Algorithmic traders shape intraday market dynamics by altering how liquidity, information, and risk are distributed across seconds and minutes. Empirical work shows their presence compresses bid-ask spreads and speeds the incorporation of news into prices, but also creates patterns of transient liquidity and vulnerability to rapid feedback loops. Terrence Hendershott at University of California, Berkeley, Charles M. Jones at Columbia Business School, and Wouter Menkveld at VU University Amsterdam find that algorithmic trading is associated with improved quoted liquidity and faster price adjustment, indicating a net contribution to price efficiency in many normal conditions. The flip side appears in extreme events: the staffs of the U.S. Securities and Exchange Commission and the Commodity Futures Trading Commission documented how automated order interactions amplified the market disruption of May 6, 2010.
Liquidity provision and fleeting depth
Algorithmic market makers submit and cancel orders continuously, which generally reduces spreads and increases displayed depth. That contributes to intraday liquidity that benefits many traders by lowering transaction costs and enabling more frequent rebalancing. Yet much of this liquidity is fleeting; high cancellation rates mean visible depth can evaporate under stress. That ephemeral nature alters intraday dynamics because order-flow that seemed safe can vanish within milliseconds, forcing human traders and slower algorithms to face execution uncertainty and potential price slippage.

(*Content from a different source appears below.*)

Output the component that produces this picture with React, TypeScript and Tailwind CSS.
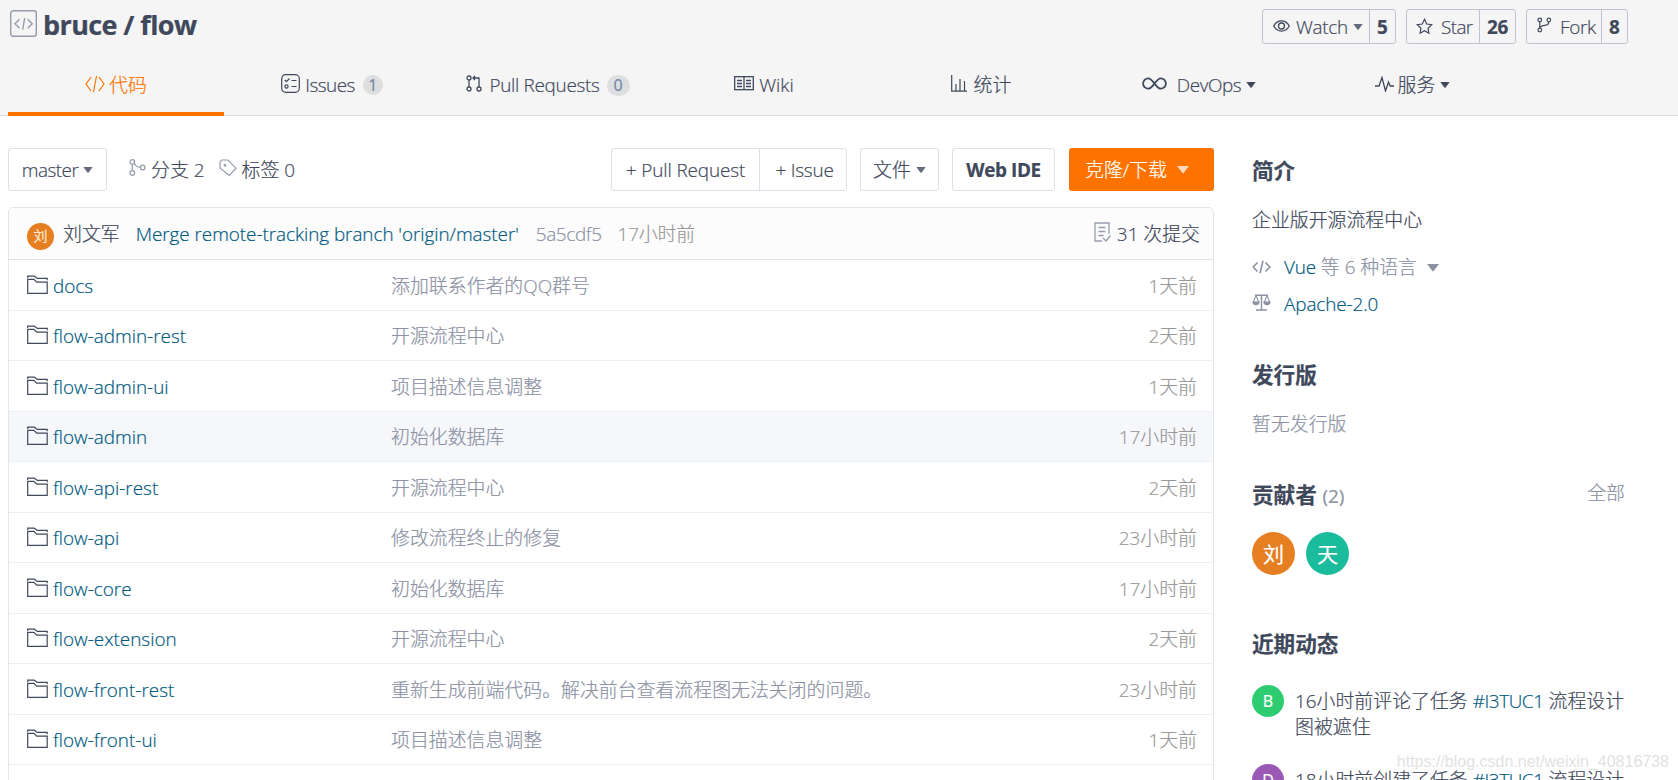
import type { ReactNode } from "react";

const files = [
  { name: "docs", message: "添加联系作者的QQ群号", time: "1天前" },
  { name: "flow-admin-rest", message: "开源流程中心", time: "2天前" },
  { name: "flow-admin-ui", message: "项目描述信息调整", time: "1天前" },
  { name: "flow-admin", message: "初始化数据库", time: "17小时前", active: true },
  { name: "flow-api-rest", message: "开源流程中心", time: "2天前" },
  { name: "flow-api", message: "修改流程终止的修复", time: "23小时前" },
  { name: "flow-core", message: "初始化数据库", time: "17小时前" },
  { name: "flow-extension", message: "开源流程中心", time: "2天前" },
  { name: "flow-front-rest", message: "重新生成前端代码。解决前台查看流程图无法关闭的问题。", time: "23小时前" },
  { name: "flow-front-ui", message: "项目描述信息调整", time: "1天前" },
];

function Icon({ w, h, className = "", sw = 1.3, children }: { w: number; h: number; className?: string; sw?: number; children: ReactNode }) {
  return (
    <svg
      width={w}
      height={h}
      viewBox={`0 0 ${w} ${h}`}
      fill="none"
      stroke="currentColor"
      strokeWidth={sw}
      className={`shrink-0 ${className}`}
    >
      {children}
    </svg>
  );
}

function Caret({ className = "" }: { className?: string }) {
  return (
    <svg width="10" height="6" viewBox="0 0 10 6" fill="currentColor" className={`shrink-0 ${className}`}>
      <path d="M0.3 0h9.4L5.8 5.2a1 1 0 0 1-1.6 0z" />
    </svg>
  );
}

function FolderIcon() {
  return (
    <Icon w={21} h={20} sw={1.2} className="text-[#40485b]">
      <path d="M0.7 2.9V1.2h6.6l3 2.2h9.9v1.8" />
      <path d="M0.7 18.3V4.4h6.2l2.8 2.7h10.5v11.2z" />
    </Icon>
  );
}

function Tab({ active, children }: { active?: boolean; children: ReactNode }) {
  return (
    <a
      className={`flex h-[60px] w-[216px] shrink-0 items-center justify-center border-b-4 pt-[2px] ${
        active ? "border-[#fe7300] text-[#fe7300]" : "border-transparent"
      }`}
    >
      {children}
    </a>
  );
}

function CountButton({
  icon,
  label,
  count,
  className,
  countClass,
}: {
  icon: ReactNode;
  label: ReactNode;
  count: number;
  className: string;
  countClass: string;
}) {
  return (
    <div className={`flex h-[35px] rounded-[3px] border border-[#c0c3cf] ${className}`}>
      <div className="flex flex-1 items-center pl-[9px]">
        {icon}
        {label}
      </div>
      <div className={`flex items-center justify-center border-l border-[#c0c3cf] font-bold ${countClass}`}>{count}</div>
    </div>
  );
}

function Header() {
  return (
    <header className="h-[116px] border-b border-[#dcdde0] bg-[#f5f5f5]">
      <div className="flex h-[56px] items-start justify-between pr-[50px] pl-[10px]">
        <div className="flex items-start">
          <Icon w={27} h={27} className="mt-[10px] text-[#969cad]" sw={1.4}>
            <rect x="0.7" y="0.7" width="25.6" height="25.6" rx="2.5" />
            <path d="M9.5 9.2 5 13.7l4.5 4.5M17.7 9.2l4.5 4.5-4.5 4.5M14.7 8l-2 11.6" />
          </Icon>
          <h1 className="mt-[6px] ml-[6px] text-[27px] leading-[37px] font-bold tracking-[-0.6px] whitespace-nowrap">bruce / flow</h1>
        </div>
        <div className="mt-[9px] flex gap-[10px]">
          <CountButton
            className="w-[134px]"
            countClass="w-[26px]"
            count={5}
            icon={
              <Icon w={17} h={12} className="mb-[2px] ml-px">
                <path d="M0.7 6C4.5-0.8 12.5-0.8 16.3 6 12.5 12.8 4.5 12.8 0.7 6z" />
                <circle cx="8.5" cy="6" r="3" />
              </Icon>
            }
            label={
              <>
                <span className="ml-[6px] tracking-[-0.3px]">Watch</span>
                <Caret className="ml-[5px] text-[#636b7d]" />
              </>
            }
          />
          <CountButton
            className="w-[110px]"
            countClass="w-[36px] tracking-[-0.2px]"
            count={26}
            icon={
              <Icon w={17} h={16} className="mb-[2px]" sw={1.2}>
                <path d="m8.5 1.3 2.2 4.7 5 .7-3.7 3.5.9 5-4.4-2.4-4.4 2.4.9-5L1.3 6.7l5-.7z" />
              </Icon>
            }
            label={<span className="ml-[8px] tracking-[-0.6px]">Star</span>}
          />
          <CountButton
            className="w-[102px]"
            countClass="w-[26px]"
            count={8}
            icon={
              <Icon w={15} h={16} className="mb-[3px] ml-px" sw={1.2}>
                <circle cx="2.8" cy="3" r="1.8" />
                <circle cx="2.8" cy="13" r="1.8" />
                <circle cx="11.8" cy="3" r="1.8" />
                <path d="M2.8 4.8v6.4M11.8 4.8c0 2.600-1.5 3.4-4 3.6-2.6.2-4.3.8-5 2.6" />
              </Icon>
            }
            label={<span className="ml-[8px] tracking-[-0.3px]">Fork</span>}
          />
        </div>
      </div>
      <nav className="flex pl-2">
        <Tab active>
          <Icon w={20} h={18} className="mr-[4px] mb-[3px]" sw={1.2}>
            <path d="M6 2 1 9l5 7M14 2l5 7-5 7M11.5 1 8.5 17" />
          </Icon>
          <span>代码</span>
        </Tab>
        <Tab>
          <Icon w={19} h={19} className="mr-[5px] mb-[4px]" sw={1.2}>
            <rect x="0.7" y="0.7" width="17.6" height="17.6" rx="4" />
            <path d="m3.800 6 1.600 1.700L8.500 4.500M10.500 6.500h5M10.500 12.500h5" />
            <circle cx="5.500" cy="12.500" r="1.600" />
          </Icon>
          <span className="tracking-[-0.5px]">Issues</span>
          <span className="ml-[8px] flex size-[20px] items-center justify-center rounded-full bg-[#dcdee0] text-[16px] font-normal text-[#7585a8]">1</span>
        </Tab>
        <Tab>
          <Icon w={16} h={17} className="mr-[7px] mb-[4px]" sw={1.3}>
            <circle cx="3" cy="3" r="2" />
            <circle cx="3" cy="14" r="2" />
            <circle cx="13" cy="14" r="2" />
            <path d="M3 5v7M13 12V3H7M9 1 7 3l2 2" />
          </Icon>
          <span className="tracking-[-0.3px]">Pull Requests</span>
          <span className="ml-[7px] flex h-[21px] w-[23px] items-center justify-center rounded-full bg-[#dcdee0] text-[16px] font-normal text-[#7585a8]">0</span>
        </Tab>
        <Tab>
          <Icon w={20} h={15} className="mr-[5px] mb-[4px]" sw={1.3}>
            <rect x="0.7" y="0.7" width="18.6" height="13" />
            <path d="M10 1v13M3 4.5h5M3 7.500h5M3 10.500h5M12 4.500h5M12 7.500h5M12 10.500h5" />
          </Icon>
          <span>Wiki</span>
        </Tab>
        <Tab>
          <Icon w={17} h={17} className="mr-[6px] mb-[3px] ml-[2px]" sw={1.2}>
            <path d="M0.7 0v16.200H16M5 9v7M9 4v12M13.500 6v10" />
          </Icon>
          <span>统计</span>
        </Tab>
        <Tab>
          <Icon w={25} h={13} className="mr-[10px] mb-[4px] ml-[6px]" sw={1.8}>
            <path d="M12.500 6.500C10 3.300 8.700 1.300 6.300 1.300a5.200 5.200 0 0 0 0 10.400c2.400 0 3.700-2 6.200-5.200s3.800-5.200 6.200-5.200a5.200 5.200 0 0 1 0 10.400c-2.400 0-3.700-2-6.200-5.200z" />
          </Icon>
          <span className="tracking-[-0.4px]">DevOps</span>
          <Caret className="ml-[5px]" />
        </Tab>
        <Tab>
          <Icon w={19} h={16} className="mr-[4px] mb-[3px] ml-px">
            <path d="M0 10h4l3-8.500L10.500 15l3-9 1.700 4H19" />
          </Icon>
          <span>服务</span>
          <Caret className="ml-[5px]" />
        </Tab>
      </nav>
    </header>
  );
}

function Toolbar() {
  const box = "flex items-center justify-center border border-[#dce1e7] whitespace-nowrap";
  return (
    <div className="flex h-[43px] items-center">
      <button className={`${box} h-full w-[99px] rounded-[3px]`}>
        <span className="tracking-[-0.5px]">master</span>
        <Caret className="ml-[5px] text-[#636b7d]" />
      </button>
      <Icon w={17} h={17} className="mb-[4px] ml-[22px] text-[#969cad]">
        <circle cx="3.3" cy="3" r="2.3" />
        <circle cx="3.3" cy="14" r="2.3" />
        <circle cx="13.7" cy="8.5" r="2.3" />
        <path d="M3.3 5.3v6.4M5.2 4.2c1.3 2.5 3 3.8 6.200 4.100" />
      </Icon>
      <span className="ml-[5px]">分支 2</span>
      <Icon w={18} h={18} className="mb-[4px] ml-[15px] text-[#969cad]" sw={1.2}>
        <path d="M1 3.500 2.500 1H9l8 8.200-6.700 7.300L1 9z" />
        <circle cx="6" cy="6.300" r="0.800" fill="currentColor" />
      </Icon>
      <span className="ml-[4px]">标签 0</span>
      <div className="ml-auto flex h-full">
        <button className={`${box} w-[149px] rounded-l-[3px] tracking-[-0.1px]`}>+ Pull Request</button>
        <button className={`${box} -ml-px w-[88px] rounded-r-[3px] pl-[3px] tracking-[-0.2px]`}>+ Issue</button>
        <button className={`${box} ml-[13px] w-[79px] rounded-[3px]`}>
          文件
          <Caret className="ml-[5px] text-[#636b7d]" />
        </button>
        <button className={`${box} ml-[13px] w-[103px] rounded-[3px] font-bold tracking-[-0.4px]`}>Web IDE</button>
        <button className="ml-[14px] flex w-[145px] items-center rounded-[3px] bg-[#fe7300] pl-[16px] text-white">
          克隆/下载
          <svg width="12" height="8" viewBox="0 0 12 8" className="ml-[10px]" fill="#ffd9bd">
            <path d="M0 0h12L6.8 6.800a1 1 0 0 1-1.600 0z" />
          </svg>
        </button>
      </div>
    </div>
  );
}

function FileList() {
  return (
    <div className="mt-4 h-[600px] rounded-t-[5px] border border-[#e3e6e9]">
      <div className="flex h-[52px] items-center rounded-t-[5px] border-b border-[#dfe2e6] bg-[#fcfcfc] pr-[13px] pl-[18px]">
        <span className="mt-[5px] flex size-[27px] items-center justify-center rounded-full bg-[#e67e22] text-[14px] font-normal text-[#ffe9d5]">刘</span>
        <span className="ml-[9px]">刘文军</span>
        <span className="ml-[16px] tracking-[-0.05px] text-[#005980]">Merge remote-tracking branch 'origin/master'</span>
        <span className="ml-[17px] tracking-[-0.35px] text-[#8c92a4]">5a5cdf5</span>
        <span className="ml-[16px] tracking-[-0.2px] text-[#999]">17小时前</span>
        <Icon w={17} h={20} className="mr-[6px] mb-[3px] ml-auto text-[#969cad]" sw={1.3}>
          <path d="M15 12V1H1v18h7M4.500 5.500h7M4.500 9.500h7M4.500 13.500h5M9 16l3 3 4.500-5.500" />
        </Icon>
        <span>31 次提交</span>
      </div>
      {files.map((file) => (
        <div
          key={file.name}
          className={`flex h-[50.500px] items-center border-b border-[#edf1f5] pr-[16px] pl-[18px] ${file.active ? "bg-[#f5f7fb]" : ""}`}
        >
          <div className="flex w-[364px] items-center">
            <FolderIcon />
            <span className="mt-[2px] ml-[5px] text-[#005980]">{file.name}</span>
          </div>
          <span className="mt-[2px] flex-1 text-[#8c92a4]">{file.message}</span>
          <span className="mt-[2px] text-[#999]">{file.time}</span>
        </div>
      ))}
    </div>
  );
}

function Avatar({ name, className }: { name: string; className: string }) {
  return <span className={`flex shrink-0 items-center justify-center rounded-full font-normal text-white ${className}`}>{name}</span>;
}

function Activity({ name, color, action, children }: { name: string; color: string; action: string; children: ReactNode }) {
  return (
    <div className="flex h-[79px] items-start">
      <Avatar name={name} className={`size-[32px] text-[16px] ${color}`} />
      <p className="mt-[3px] ml-[11px] leading-[26px] whitespace-nowrap">
        {action} <a className="tracking-[-0.4px] text-[#005980]">#I3TUC1</a> {children}
      </p>
    </div>
  );
}

function Sidebar() {
  const heading = "text-[21.6px] leading-[30px] font-bold";
  return (
    <aside className="ml-[38px] w-[373px] shrink-0">
      <h4 className={`${heading} mt-[8px]`}>简介</h4>
      <p className="mt-[21px] leading-[26px]">企业版开源流程中心</p>
      <div className="mt-[21px] flex h-[26px] items-center">
        <Icon w={19} h={14} className="text-[#8c92a4]" sw={1.6}>
          <path d="M5.500 2.500 1.200 7l4.300 4.500M13.500 2.500 17.800 7l-4.300 4.500M11 0.800 8 13.200" />
        </Icon>
        <span className="ml-[13px] tracking-[-0.2px] text-[#005980]">Vue</span>
        <span className="ml-[5px] text-[#8c92a4]">等 6 种语言</span>
        <svg width="12" height="8" viewBox="0 0 12 8" className="mt-px ml-[10px] text-[#8c92a4]" fill="currentColor">
          <path d="M0 0h12L6.800 6.800a1 1 0 0 1-1.600 0z" />
        </svg>
      </div>
      <div className="mt-[11px] flex h-[26px] items-center">
        <Icon w={19} h={17} className="mb-[3px] text-[#8c92a4]" sw={1.5}>
          <path d="M3 1.200h13M9.500 1v15M4 16h11" />
          <path d="M3.900 1.600 1.200 8.500M4.100 1.600l2.700 6.900M14.900 1.600l-2.700 6.900M15.100 1.600l2.700 6.900" strokeWidth="1.100" />
          <path d="M0.300 7.500h7.400a3.700 3.700 0 0 1-7.400 0zM11.300 7.500h7.400a3.700 3.700 0 0 1-7.400 0z" fill="currentColor" stroke="none" />
        </Icon>
        <span className="ml-[13px] tracking-[-0.1px] text-[#005980]">Apache-2.0</span>
      </div>
      <h4 className={`${heading} mt-[43px]`}>发行版</h4>
      <p className="mt-[21px] leading-[26px] text-[#8c92a4]">暂无发行版</p>
      <div className="mt-[43px] flex h-[30px] items-center justify-between">
        <h4 className={heading}>
          贡献者 <span className="text-[18.9px] font-medium text-[#8c92a4]">(2)</span>
        </h4>
        <span className="mb-[5px] text-[#8c92a4]">全部</span>
      </div>
      <div className="mt-[22px] flex gap-[11px]">
        <Avatar name="刘" className="size-[43px] bg-[#e67e22] text-[21px]" />
        <Avatar name="天" className="size-[43px] bg-[#1abc9c] text-[21px]" />
      </div>
      <h4 className={`${heading} mt-[54px]`}>近期动态</h4>
      <div className="mt-[26px]">
        <Activity name="B" color="bg-[#2ecc71]" action="16小时前评论了任务">
          流程设计
          <br />
          图被遮住
        </Activity>
        <Activity name="D" color="bg-[#9b59b6]" action="18小时前创建了任务">
          流程设计
        </Activity>
      </div>
    </aside>
  );
}

export default function App() {
  return (
    <div className="relative h-[780px] w-[1678px] overflow-hidden bg-white font-['Open_Sans','Noto_Sans_CJK_SC',sans-serif] text-[18.9px] leading-[26px] font-light text-[#40485b] [-webkit-text-stroke:0.2px]">
      <Header />
      <main className="flex items-start pt-8 pl-2">
        <div className="w-[1206px] shrink-0">
          <Toolbar />
          <FileList />
        </div>
        <Sidebar />
      </main>
      <div className="absolute right-[9px] bottom-[7px] font-['Liberation_Sans',sans-serif] text-[16px] leading-[22px] font-normal text-[#e2e2e2] [-webkit-text-stroke:0]">
        https://blog.csdn.net/weixin_40816738
      </div>
    </div>
  );
}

Information flow and latency effects
Algorithms process news, order-book signals, and cross-venue prices at speeds far beyond human reaction times, accelerating price discovery. When multiple venues exist, speed differentials create opportunities for latency arbitrage: faster participants exploit stale quotes elsewhere, which tightens local spreads but can transfer order flow and volatility across venues. This mechanical reallocation of liquidity shapes intraday volatility patterns, concentrating rapid adjustments around macro announcements, opening and closing auctions, and liquidity shocks.
Causes and systemic consequences
The incentives driving algorithmic trading include competition for lower latency, automated market making, and strategy diversification into statistical and arbitrage approaches. These incentives produce an operational architecture—colocation, direct feeds, and adaptive order placement—that magnifies the market’s sensitivity to microstructure interactions. Consequences include reduced trading costs most of the time, yet higher short-term volatility and occasional liquidity crises when multiple systems interact nonlinearly. The Flash Crash analysis by the staffs of the U.S. Securities and Exchange Commission and the Commodity Futures Trading Commission highlights how a large sell program combined with automated responses created a feedback loop that overwhelmed liquidity provision.
Human, cultural, and territorial nuances
Algorithmic trading reflects different regulatory and cultural environments. In markets with greater venue fragmentation and fierce speed competition such as the United States, latency-sensitive strategies are more prominent; in jurisdictions with reforms increasing transparency, the mix of strategies shifts. There are also human and environmental dimensions: trading firms in financial centers create a culture prioritizing speed and continuous monitoring, and the energy demands of co-location and data centers raise environmental considerations that are increasingly part of policy debates. Understanding intraday dynamics therefore requires combining market microstructure evidence with awareness of local regulation, technology infrastructure, and the behavioral incentives of market participants.